» Given records:

--

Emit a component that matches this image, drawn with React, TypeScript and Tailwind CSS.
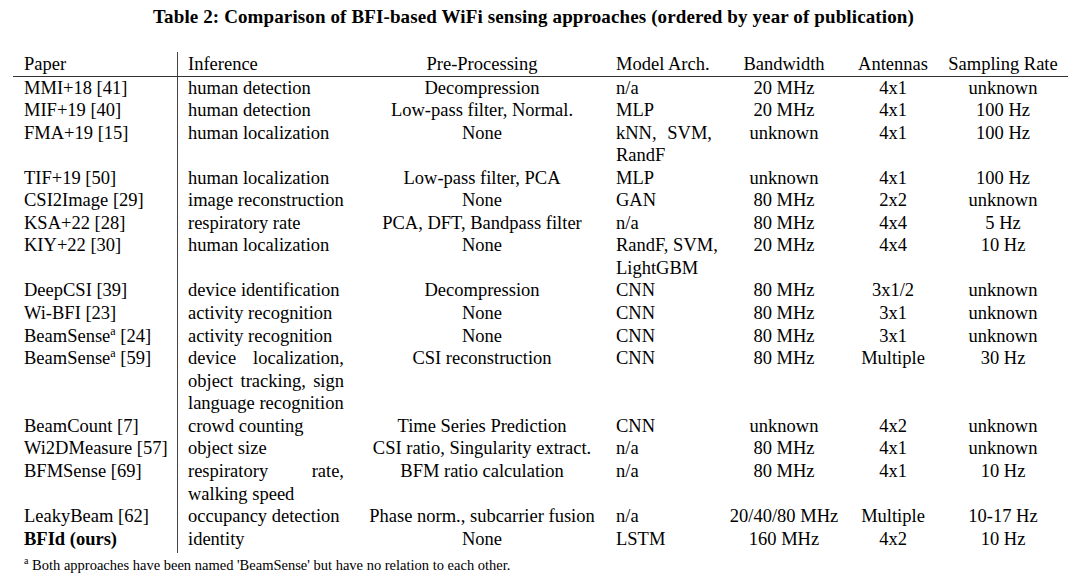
import React from "react";

const Sup = () => (
  <span className="align-super text-[12px] leading-none">a</span>
);

const J = ({ lines }: { lines: string[] }) => (
  <div>
    {lines.map((l, i) => (
      <div
        key={i}
        className={
          i < lines.length - 1
            ? "whitespace-nowrap text-justify [text-align-last:justify]"
            : "whitespace-nowrap"
        }
      >
        {l}
      </div>
    ))}
  </div>
);

type Row = {
  paper: React.ReactNode;
  inf: string[];
  pre: string;
  model: string[];
  bw: string;
  ant: string;
  rate: string;
};

const rows: Row[] = [
  { paper: "MMI+18 [41]", inf: ["human detection"], pre: "Decompression", model: ["n/a"], bw: "20 MHz", ant: "4x1", rate: "unknown" },
  { paper: "MIF+19 [40]", inf: ["human detection"], pre: "Low-pass filter, Normal.", model: ["MLP"], bw: "20 MHz", ant: "4x1", rate: "100 Hz" },
  { paper: "FMA+19 [15]", inf: ["human localization"], pre: "None", model: ["kNN, SVM,", "RandF"], bw: "unknown", ant: "4x1", rate: "100 Hz" },
  { paper: "TIF+19 [50]", inf: ["human localization"], pre: "Low-pass filter, PCA", model: ["MLP"], bw: "unknown", ant: "4x1", rate: "100 Hz" },
  { paper: "CSI2Image [29]", inf: ["image reconstruction"], pre: "None", model: ["GAN"], bw: "80 MHz", ant: "2x2", rate: "unknown" },
  { paper: "KSA+22 [28]", inf: ["respiratory rate"], pre: "PCA, DFT, Bandpass filter", model: ["n/a"], bw: "80 MHz", ant: "4x4", rate: "5 Hz" },
  { paper: "KIY+22 [30]", inf: ["human localization"], pre: "None", model: ["RandF, SVM,", "LightGBM"], bw: "20 MHz", ant: "4x4", rate: "10 Hz" },
  { paper: "DeepCSI [39]", inf: ["device identification"], pre: "Decompression", model: ["CNN"], bw: "80 MHz", ant: "3x1/2", rate: "unknown" },
  { paper: "Wi-BFI [23]", inf: ["activity recognition"], pre: "None", model: ["CNN"], bw: "80 MHz", ant: "3x1", rate: "unknown" },
  { paper: <>BeamSense<Sup /> [24]</>, inf: ["activity recognition"], pre: "None", model: ["CNN"], bw: "80 MHz", ant: "3x1", rate: "unknown" },
  { paper: <>BeamSense<Sup /> [59]</>, inf: ["device localization,", "object tracking, sign", "language recognition"], pre: "CSI reconstruction", model: ["CNN"], bw: "80 MHz", ant: "Multiple", rate: "30 Hz" },
  { paper: "BeamCount [7]", inf: ["crowd counting"], pre: "Time Series Prediction", model: ["CNN"], bw: "unknown", ant: "4x2", rate: "unknown" },
  { paper: "Wi2DMeasure [57]", inf: ["object size"], pre: "CSI ratio, Singularity extract.", model: ["n/a"], bw: "80 MHz", ant: "4x1", rate: "unknown" },
  { paper: "BFMSense [69]", inf: ["respiratory rate,", "walking speed"], pre: "BFM ratio calculation", model: ["n/a"], bw: "80 MHz", ant: "4x1", rate: "10 Hz" },
  { paper: "LeakyBeam [62]", inf: ["occupancy detection"], pre: "Phase norm., subcarrier fusion", model: ["n/a"], bw: "20/40/80 MHz", ant: "Multiple", rate: "10-17 Hz" },
  { paper: <span className="font-bold">BFId (ours)</span>, inf: ["identity"], pre: "None", model: ["LSTM"], bw: "160 MHz", ant: "4x2", rate: "10 Hz" },
];

const grid =
  "grid grid-cols-[165px_181px_246px_118px_122px_98px_124px] leading-[22.55px]";

export default function App() {
  return (
    <div
      className="w-[1080px] h-[579px] bg-white text-black overflow-hidden"
      style={{ fontFamily: '"Liberation Serif", "DejaVu Serif", serif' }}
    >
      <div className="pt-[6px] pr-[13px] text-center text-[19px] tracking-[0.12px] font-bold leading-[22px]">
        Table 2: Comparison of BFI-based WiFi sensing approaches (ordered by year of publication)
      </div>
      <div className="ml-[13px] mt-[24px] w-[1055px] text-[18.5px]">
        <div className={grid}>
          <div className="pl-[11px] border-r border-[#444] pt-[1px]">Paper</div>
          <div className="pl-[10px] pt-[1px]">Inference</div>
          <div className="text-center pt-[1px]">Pre-Processing</div>
          <div className="pl-[11px] pt-[1px]">Model Arch.</div>
          <div className="text-center pt-[1px]">Bandwidth</div>
          <div className="text-center pr-[2px] pt-[1px]">Antennas</div>
          <div className="text-center pr-[4px] pt-[1px]">Sampling Rate</div>
        </div>
        <div className="h-px bg-[#333]" />
        {rows.map((r, i) => (
          <div key={i} className={grid}>
            <div className={"pl-[11px] border-r border-[#444] whitespace-nowrap" + (i === rows.length - 1 ? " pb-[3px]" : "")}>
              {r.paper}
            </div>
            <div className="pl-[10px] w-[166px]">
              <J lines={r.inf} />
            </div>
            <div className="text-center whitespace-nowrap">{r.pre}</div>
            <div className="pl-[11px] w-[107px]">
              <J lines={r.model} />
            </div>
            <div className="text-center whitespace-nowrap">{r.bw}</div>
            <div className="text-center pr-[2px] whitespace-nowrap">{r.ant}</div>
            <div className="text-center pr-[4px] whitespace-nowrap">{r.rate}</div>
          </div>
        ))}
      </div>
      <div className="pl-[24px] mt-[2px] text-[14.5px] leading-[20px] whitespace-nowrap">
        <span className="align-super text-[10px] leading-none">a</span>{" "}
        Both approaches have been named 'BeamSense' but have no relation to each other.
      </div>
    </div>
  );
}
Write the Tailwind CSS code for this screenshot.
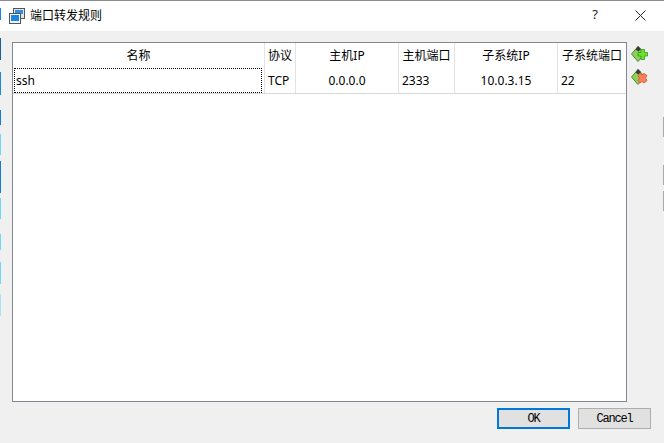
<!DOCTYPE html>
<html lang="zh-CN">
<head>
  <meta charset="UTF-8">
  <title>端口转发规则</title>
  <script src="https://cdn.jsdelivr.net/npm/@tailwindcss/browser@4"></script>
</head>
<body class="bg-[#f0f0f0]">
  <div class="relative w-[664px] h-[443px] overflow-hidden flex flex-col bg-[#f0f0f0] text-[12px] text-black font-['Noto_Sans','Noto_Sans_CJK_SC',sans-serif]">
    <!-- Title bar -->
    <header class="h-[31px] shrink-0 bg-white border-t border-[#8c8c8c] flex items-center pl-[9px]">
      <svg class="w-[16px] h-[16px] -mt-[1px]" viewBox="0 0 16 16">
        <rect x="4.500" y="0.500" width="11" height="10" fill="#dfe6ee" stroke="#555"/>
        <rect x="6" y="2" width="8" height="4" fill="#2f8fe0"/>
        <rect x="0.500" y="5.500" width="11" height="10" fill="#f4f4f4" stroke="#555"/>
        <rect x="2" y="7" width="8" height="6" fill="#1787e6"/>
      </svg>
      <span class="ml-[5px] text-[12px]">端口转发规则</span>
      <span class="ml-auto mr-[37px] -mt-[2px] text-[13px] text-[#222]">?</span>
      <svg class="w-[11px] h-[11px] mr-[18px] -mt-[2px]" viewBox="0 0 11 11" fill="none" stroke="#222" stroke-width="1">
        <path d="M0.500 0.500L10.500 10.500M10.500 0.500L0.500 10.500"/>
      </svg>
    </header>

    <!-- Content -->
    <div class="flex pl-[12px] pt-[11px] gap-[4px]">
      <div class="w-[615px] h-[360px] bg-white border border-[#828790]">
        <div class="grid grid-cols-[251px_31px_103px_56px_103px_69px] h-[24px] items-center text-center">
          <div class="pt-[2px]">名称</div>
          <div class="h-full flex items-center justify-center pt-[2px] border-l border-[#e3e3e3]">协议</div>
          <div class="h-full flex items-center justify-center pt-[2px] border-l border-[#e3e3e3]">主机IP</div>
          <div class="h-full flex items-center justify-center pt-[2px] border-l border-[#e3e3e3]">主机端口</div>
          <div class="h-full flex items-center justify-center pt-[2px] border-l border-[#e3e3e3]">子系统IP</div>
          <div class="h-full flex items-center justify-center pt-[2px] border-l border-[#e3e3e3] whitespace-nowrap">子系统端口</div>
        </div>
        <div class="grid grid-cols-[251px_31px_103px_56px_103px_69px] h-[27px] border-b border-[#d9d9d9]">
          <div class="h-[25px] mt-[1px] ml-[1px] mr-[2px] pl-[1px] pt-[1px] flex items-center border border-dotted border-black">ssh</div>
          <div class="h-full flex items-center pl-[3px] pt-[2px] border-l border-[#e3e3e3]">TCP</div>
          <div class="h-full flex items-center justify-center pt-[2px] border-l border-[#e3e3e3]">0.0.0.0</div>
          <div class="h-full flex items-center pl-[3px] pt-[2px] border-l border-[#e3e3e3]">2333</div>
          <div class="h-full flex items-center justify-center pt-[2px] border-l border-[#e3e3e3]">10.0.3.15</div>
          <div class="h-full flex items-center pl-[3px] pt-[2px] border-l border-[#e3e3e3]">22</div>
        </div>
      </div>
      <div class="flex flex-col gap-[5px] pt-[3px]">
        <svg class="w-[17px] h-[18px]" viewBox="0 0 17 18">
          <path d="M7 1.500L0.500 9L7 16.500L14 9Z" fill="#8fd05a" stroke="#4f8a35"/>
          <path d="M4.500 4.500L7 1L10 4L7.500 6.500Z" fill="#3a3a3a"/>
          <path d="M7 7.500h3V4.500h3.500v3h3V11h-3v3.500H10V11H7Z" fill="#6fe030" stroke="#2f9a17" stroke-width="0.800"/>
        </svg>
        <svg class="w-[17px] h-[18px]" viewBox="0 0 17 18">
          <path d="M7 1.500L0.500 9L7 16.500L14 9Z" fill="#8fd05a" stroke="#4f8a35"/>
          <path d="M4.500 4.500L7 1L10 4L7.500 6.500Z" fill="#3a3a3a"/>
          <path d="M7 7.500L9 5.500l2 1.500 2-1.500 3 2-1.500 2.500 1.500 2.500-3 2.500-2-1.500-2 1.500-2-2.500 1.500-2.500Z" fill="#f8805a" stroke="#d0502f" stroke-width="0.800"/>
        </svg>
      </div>
    </div>

    <!-- Buttons -->
    <div class="flex justify-end gap-[8px] pt-[6px] pr-[13px] font-['Liberation_Mono','Noto_Sans_CJK_SC',monospace] tracking-[-1.2px]">
      <button class="w-[73px] h-[21px] bg-[#e1e1e1] border-2 border-[#0078d7] leading-none">OK</button>
      <button class="w-[73px] h-[21px] bg-[#e1e1e1] border border-[#adadad] leading-none">Cancel</button>
    </div>

    <!-- Slivers of the window behind -->
    <div class="absolute left-0 top-[8px] w-[1px] h-[12px] bg-[#1787e6]"></div>
    <div class="absolute left-0 top-[38px] w-[1px] h-[22px] bg-[#1a5f9e]"></div>
    <div class="absolute left-0 top-[72px] w-[1px] h-[23px] bg-[#1787e6]"></div>
    <div class="absolute left-0 top-[110px] w-[1px] h-[15px] bg-[#0f7be0]"></div>
    <div class="absolute left-0 top-[134px] w-[1px] h-[21px] bg-[#6fd8f5]"></div>
    <div class="absolute left-0 top-[161px] w-[1px] h-[32px] bg-[#0f7be0]"></div>
    <div class="absolute left-0 top-[198px] w-[1px] h-[21px] bg-[#6fd8f5]"></div>
    <div class="absolute left-0 top-[234px] w-[1px] h-[16px] bg-[#6fd8f5]"></div>
    <div class="absolute left-0 top-[262px] w-[1px] h-[22px] bg-[#6fd8f5]"></div>
    <div class="absolute left-0 top-[294px] w-[1px] h-[22px] bg-[#a5e4f5]"></div>
    <div class="absolute right-0 top-[117px] w-[1px] h-[20px] bg-[#a8a8a8]"></div>
    <div class="absolute right-0 top-[165px] w-[1px] h-[20px] bg-[#a8a8a8]"></div>
    <div class="absolute right-0 top-[191px] w-[1px] h-[20px] bg-[#a8a8a8]"></div>
  </div>
</body>
</html>
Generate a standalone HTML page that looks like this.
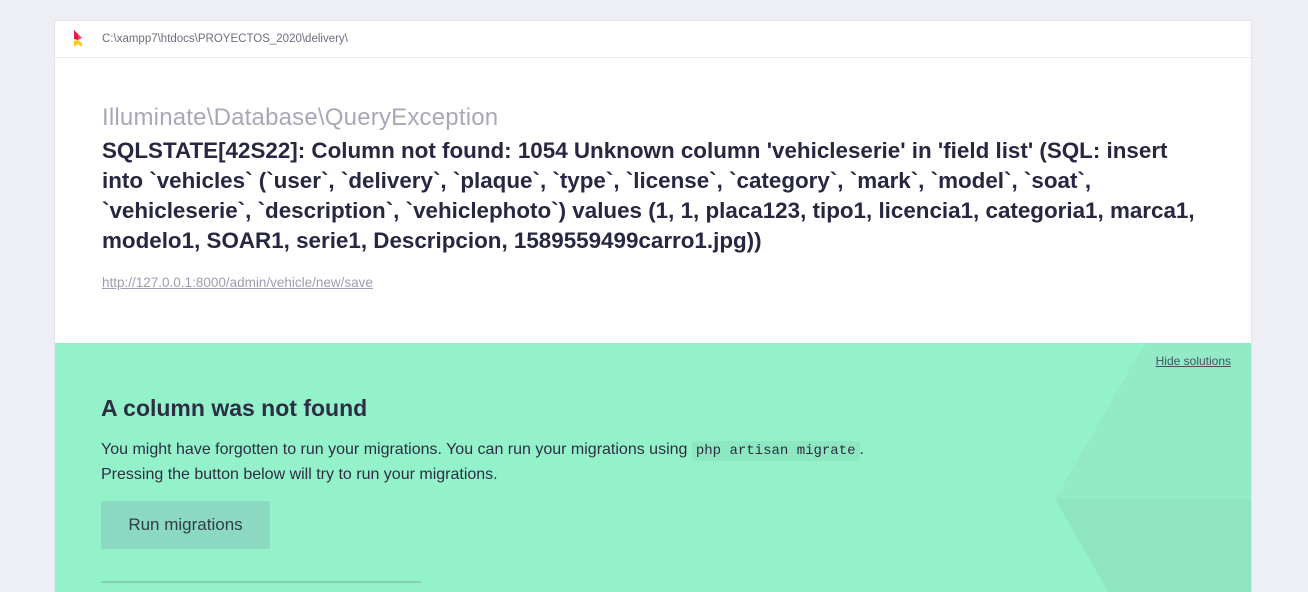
<!DOCTYPE html>
<html><head><meta charset="utf-8"><style>
html,body{margin:0;height:592px;overflow:hidden}
body{background:#eeeff4;font-family:"Liberation Sans",sans-serif;width:1308px;position:relative}
.card{position:absolute;left:54px;top:20px;width:1198px;height:572px;background:#fff;border:1px solid #e3e4ea;border-bottom:none;box-sizing:border-box;overflow:hidden}
.hdr{height:36px;border-bottom:1px solid #e8e9ef;position:relative}
.path{position:absolute;left:47px;top:12px;font-size:11.5px;color:#6f6d80}
.title{position:absolute;left:47px;top:83px;font-size:24px;color:#a9a7b9;letter-spacing:0.2px}
.msg{position:absolute;left:47px;top:115px;font-size:22.4px;font-weight:bold;color:#282742;line-height:30px;white-space:nowrap}
.url{position:absolute;left:47px;top:254px;font-size:13.5px;color:#9e9cb0;text-decoration:underline}
.sol{position:absolute;left:-1px;top:322px;width:1198px;height:250px;background:#94f2cb;overflow:hidden}
.hide{position:absolute;right:21px;top:11px;font-size:12px;color:#4a5060;text-decoration:underline}
h2{position:absolute;left:47px;top:52px;margin:0;font-size:23px;color:#2e2d44;font-weight:bold}
.p{position:absolute;left:47px;top:95px;font-size:16px;color:#2e2d44;line-height:24px;white-space:nowrap}
code{font-family:"Liberation Mono",monospace;font-size:14px;background:#8de8c2;padding:2px 4px;border-radius:2px}
.btn{position:absolute;left:47px;top:158px;width:169px;height:48px;background:#8bd9c0;color:#2e3d4a;font-size:17px;line-height:48px;text-align:center;border-radius:2px}
.line{position:absolute;left:47px;top:238px;width:320px;height:2px;background:#88cdb5}
</style></head><body>
<div class="card">
 <div class="hdr">
  <svg style="position:absolute;left:17px;top:9px" width="12" height="20" viewBox="0 0 12 20"><polygon points="2,0 6,4 6,10 2,9" fill="#e11d48"/><polygon points="6,4 10,8 6,10" fill="#f43f5e"/><polygon points="2,11 6,10 10,13 10,17 6,14 2,17" fill="#facc15"/></svg>
  <div class="path">C:\xampp7\htdocs\PROYECTOS_2020\delivery\</div>
 </div>
 <div class="title">Illuminate\Database\QueryException</div>
 <div class="msg">SQLSTATE[42S22]: Column not found: 1054 Unknown column 'vehicleserie' in 'field list' (SQL: insert<br>into `vehicles` (`user`, `delivery`, `plaque`, `type`, `license`, `category`, `mark`, `model`, `soat`,<br>`vehicleserie`, `description`, `vehiclephoto`) values (1, 1, placa123, tipo1, licencia1, categoria1, marca1,<br>modelo1, SOAR1, serie1, Descripcion, 1589559499carro1.jpg))</div>
 <div class="url">http://127.0.0.1:8000/admin/vehicle/new/save</div>
 <div class="sol">
  <svg style="position:absolute;left:0;top:0" width="1198" height="250"><polygon points="1091,0 1198,0 1198,156 1001,156" fill="#93eac6"/><polygon points="1001,156 1198,156 1198,250 1055,250" fill="#8fe5c2"/></svg>
  <div class="hide">Hide solutions</div>
  <h2>A column was not found</h2>
  <div class="p">You might have forgotten to run your migrations. You can run your migrations using <code>php artisan migrate</code>.<br>Pressing the button below will try to run your migrations.</div>
  <div class="btn">Run migrations</div>
  <div class="line"></div>
 </div>
</div>
</body></html>
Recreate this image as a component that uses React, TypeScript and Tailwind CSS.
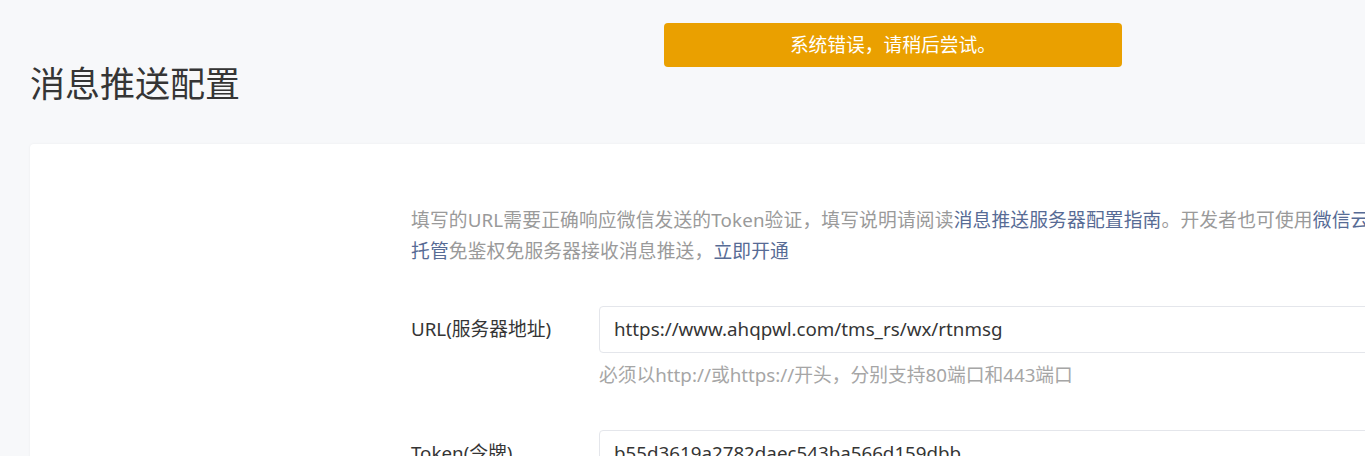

--

» Short task: Lines holding the word "TypeScript" in the entries above are the ones to pull out. Copy them all.

» Task response:
Emit a component that matches this image, drawn with React, TypeScript and Tailwind CSS.
Recreate this image as a component that uses React, TypeScript and Tailwind CSS.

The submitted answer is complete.